In this Marian age, it seems all the more fitting to find ourselves without directors, and therefore closer to the method of spirituality used by Our Lady herself. Caussade tells us that this consisted in “the sacrament of the moment,” accepting everything in our daily lives as God sends it, and at the time and in the manner in which He sends it. He says that God compelled him to write to help those “who seek to be holy and are discouraged by what you have read in the lives of the saints and some books dealing with spiritual matters.” How well this describes us today, who find so little of our own lives comparable to the lives of the saints. Caussade encourages his readers to faithfully follow inspirations of grace, a very important component of God’s will, but to follow these inspirations only as long as they also are in compliance with God’s will of signification (the natural law and the laws and teachings of the Church), His will of good pleasure (what happens in our daily lives) and our daily duties. He notes, however, that some are called to the practice of “extraordinary activities” and that some are required to fulfill both their ordinary duties in addition to these persistent and compelling inspirations. “Do you want to think, write and live like prophets and saints?” Caussade queries. “Then you must surrender, as they did, to the inspirations of God…Everything guides you to perfection except what is sinful or not a duty.”
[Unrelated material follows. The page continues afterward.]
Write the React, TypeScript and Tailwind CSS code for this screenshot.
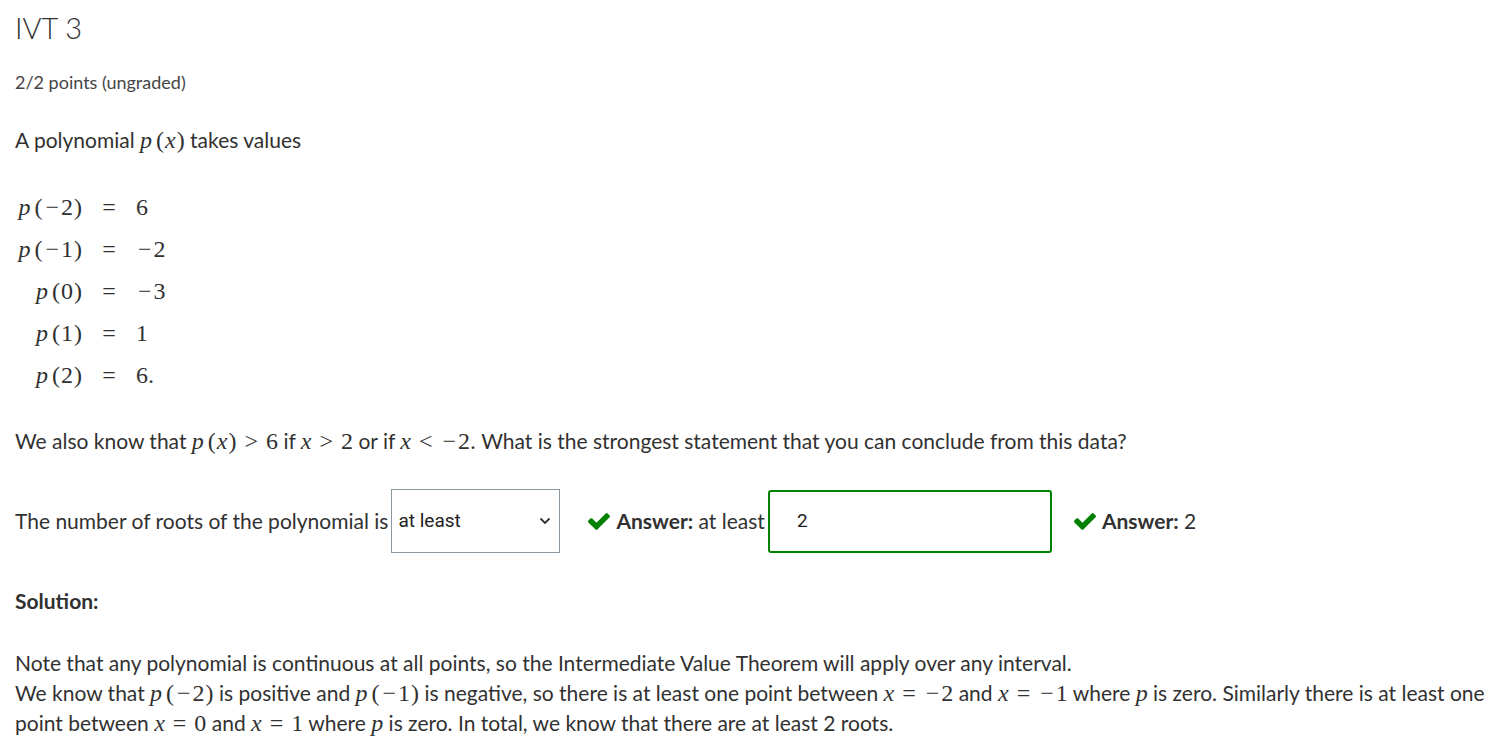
import type { ReactNode } from 'react';

const mathFont = "font-['Liberation_Serif','Times_New_Roman',serif] text-[24px] leading-none";

function M({ children }: { children: ReactNode }) {
  return <span className={mathFont}>{children}</span>;
}

function V({ c }: { c: string }) {
  return <i className="italic">{c}</i>;
}

// minus sign, a little wider like the TeX one
function Neg() {
  return <span className="px-[2px]">−</span>;
}

// p (arg) with the little gap KaTeX puts before \left(
function P({ arg }: { arg: ReactNode }) {
  return (
    <M>
      <V c="p" />
      <span className="ml-[4px] mr-[1px]">(</span>
      {arg}
      <span className="ml-[1px]">)</span>
    </M>
  );
}

function Rel({ s }: { s: string }) {
  return <span className="mx-[7px] px-[1px]">{s}</span>;
}

function Check() {
  return (
    <svg width="22" height="17" viewBox="121 334 1550 1188" className="inline-block" fill="#008100">
      <path d="M1671 566q0 40-28 68l-724 724-136 136q-28 28-68 28t-68-28l-136-136-362-362q-28-28-28-68t28-68l136-136q28-28 68-28t68 28l294 295 656-657q28-28 68-28t68 28l136 136q28 28 28 68z" />
    </svg>
  );
}

const rows: { arg: ReactNode; val: ReactNode; key: string }[] = [
  { key: 'a', arg: <><Neg />2</>, val: '6' },
  { key: 'b', arg: <><Neg />1</>, val: <><Neg />2</> },
  { key: 'c', arg: '0', val: <><Neg />3</> },
  { key: 'd', arg: '1', val: '1' },
  { key: 'e', arg: '2', val: '6.' },
];

export default function App() {
  return (
    <div className="min-h-screen bg-white px-[15px] text-[21px] text-[#313131] font-['Lato','Open_Sans',sans-serif]">
      <h2 className="text-[29px] font-light leading-[56px] text-[#313131]">IVT 3</h2>
      <div className="text-[18px] leading-[52px] text-[#454545]">2/2 points (ungraded)</div>

      <p className="leading-[64px] whitespace-nowrap">
        A polynomial <P arg={<V c="x" />} /> takes values
      </p>

      <div className="mt-[14px] grid grid-cols-[67px_54px_auto]">
        {rows.map((r) => (
          <div key={r.key} className="contents">
            <div className="flex h-[42px] items-center justify-end">
              <P arg={r.arg} />
            </div>
            <div className="flex h-[42px] items-center justify-center">
              <M>=</M>
            </div>
            <div className="flex h-[42px] items-center">
              <M>{r.val}</M>
            </div>
          </div>
        ))}
      </div>

      <p className="mt-[20px] leading-[50px] whitespace-nowrap">
        We also know that <P arg={<V c="x" />} />
        <M>
          <Rel s=">" />6
        </M>{' '}
        if{' '}
        <M>
          <V c="x" />
          <Rel s=">" />2
        </M>{' '}
        or if{' '}
        <M>
          <V c="x" />
          <Rel s="<" />
          <Neg />
          2.
        </M>{' '}
        What is the strongest statement that you can conclude from this data?
      </p>

      <div className="mt-[22px] flex h-[66px] items-center whitespace-nowrap">
        <span>The number of roots of the polynomial is</span>
        <div className="ml-[3px] flex h-[64px] w-[169px] items-center justify-between border border-[#8a979e] bg-white pl-[6px] pr-[8px] font-['Roboto',sans-serif] text-[19px] text-[#212121]">
          <span>at least</span>
          <svg width="12" height="8" viewBox="0 0 12 8" fill="none" stroke="#333" strokeWidth="1.8">
            <path d="M1.5 1.5 L6 6 L10.5 1.5" />
          </svg>
        </div>
        <span className="ml-[28px] flex items-center">
          <Check />
        </span>
        <span className="ml-[6px]">
          <b className="font-bold">Answer:</b> at least
        </span>
        <div className="ml-[3px] flex h-[63px] w-[284px] items-center rounded-[3px] border-2 border-[#008100] pl-[27px] font-['Roboto',sans-serif] text-[19px] text-[#212121]">
          2
        </div>
        <span className="ml-[22px] flex items-center">
          <Check />
        </span>
        <span className="ml-[6px]">
          <b className="font-bold">Answer:</b> 2
        </span>
      </div>

      <div className="mt-[26px] leading-[42px] font-bold">Solution:</div>

      <div className="mt-[26px] leading-[30px] whitespace-nowrap">
        <div>Note that any polynomial is continuous at all points, so the Intermediate Value Theorem will apply over any interval.</div>
        <div>
          We know that <P arg={<><Neg />2</>} /> is positive and <P arg={<><Neg />1</>} /> is negative, so there is at least one point
          between{' '}
          <M>
            <V c="x" />
            <Rel s="=" />
            <Neg />2
          </M>{' '}
          and{' '}
          <M>
            <V c="x" />
            <Rel s="=" />
            <Neg />1
          </M>{' '}
          where{' '}
          <M>
            <V c="p" />
          </M>{' '}
          is zero. Similarly there is at least one
        </div>
        <div>
          point between{' '}
          <M>
            <V c="x" />
            <Rel s="=" />0
          </M>{' '}
          and{' '}
          <M>
            <V c="x" />
            <Rel s="=" />1
          </M>{' '}
          where{' '}
          <M>
            <V c="p" />
          </M>{' '}
          is zero. In total, we know that there are at least 2 roots.
        </div>
      </div>
    </div>
  );
}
What he describes here is nothing more than our offering of our own will to God, allowing the dictates of each moment of the day to guide us in all we do, whether it seems reasonable to us, is trying or is even painful or repugnant. Caussade continues: “The great and firm foundation of the spiritual life is the offering of ourselves to God and being subject to His will in all things.” In this manner, we ourselves become one with the eternal sacrifice Christ renews by His very presence on the heavenly altar. This today is our “Mass,” and therefore as long as we unite all that we do to this eternal sacrifice with our spiritual communions and morning offerings, while accepting all God sends as Christ accepted His own death, then we lack nothing in this world, not even the Holy Sacrifice.

In his work The Holy Eucharist, St. Alphonsus Liguori explains that in reality, the Sacrifice and priesthood never will cease, since “the Son of God, Eternal Priest, will always continue to offer Himself to God, the Father, in Heaven as an Eternal Sacrifice.” St. Thomas Aquinas says, that until the consummation we “must enter into spiritual things with sensible signs.” For only “in the state of glory…will [there] be no more sacraments.” Pope Pius XII wrote in Mediator Dei: “The people must offer themselves as victims… This offering is not in fact confined merely to the liturgical Sacrifice. For the Prince of the Apostles wishes us, as Living Stones built upon Christ the cornerstone, to be able ‘as a holy priesthood, to offer up spiritual sacrifices, acceptable to God by Jesus Christ,’” (I Peter 2: 5). This offering for us is the sacrament of the present moment God now requires, in His signified will especially, but also by inspiration and performance of daily duties. We are victims to our circumstances, which often seem chaotic; to the very uncertainty every moment brings to our day. (The above is quoted from Abandonment to Divine Providence, a compilation of letters of spiritual direction written by Caussade for the Visitation nuns in France in the early 1700s.).

Rev. Jean-Nicholas Grou

“God’s intention is that all Christians should, as soon as they have arrived at the age of reason, give themselves to Him and devote and consecrate themselves to His service, with their whole heart, thus ratifying the offering that was made on their behalf at their baptism. Yet few, when they are in a position to know themselves and begin to reflect, make this entire donation of themselves to God. The greater number, even among those who claim to be religious, remain in ignorance all their life of what this donation signifies. When anyone mentions it or suggests that they should make the trial as being essential for all Christians, they simply do not understand and cannot make up their minds to so great a sacrifice, which includes all other sacrifices.

“They are willing to adopt a system of devotion, but according to their own ideas, not God’s, in which they are prepared to submit to grace up to a point, but not absolutely and in everything. In all that is not expressly commanded by God or in which they have not made a voluntary act of submission, they believe that they have the right to dispose of themselves, and they maintain that God never intended to constrain them to the point that they should depend upon Him in every detail of their conduct. Few make this entire donation of themselves, and fewer still persevere in it… That is how so many souls are lost, whilst others only enter Heaven after a long and painful purgatory. That is also why there are so few saints. By saints I mean those who, whatever their age, whether they have persevered in their innocence or having lost it have lived for some time in sin, have at last given themselves to God in all earnestness and have thus fulfilled His designs for their perfection to the best of their endeavor” (The Gift of Self to God, 1867).

We close with this prayer written by St. Francis  de Sales and an invitation to read the works cited above, for those wishing to give themselves to Our Lord this Lent as the ultimate sacrifice:

“Yes, Lord, Thy will be done, on earth, where we have no pleasure without a mixture of some pain, no roses without thorns, no day without a night to follow, no spring without a winter that went before. On earth, Lord, where consolations are rare and trials are countless. Still, O God, Thy will be done, not only in the fulfillment of Thy commandments, counsels, and inspirations, which must be done by us, but also in the suffering of afflictions and punishments, which must be accepted by us to the end; that by us, for us, in us, and with us, Thy will may do all that is pleasing to it” (Finding God’s Will For You).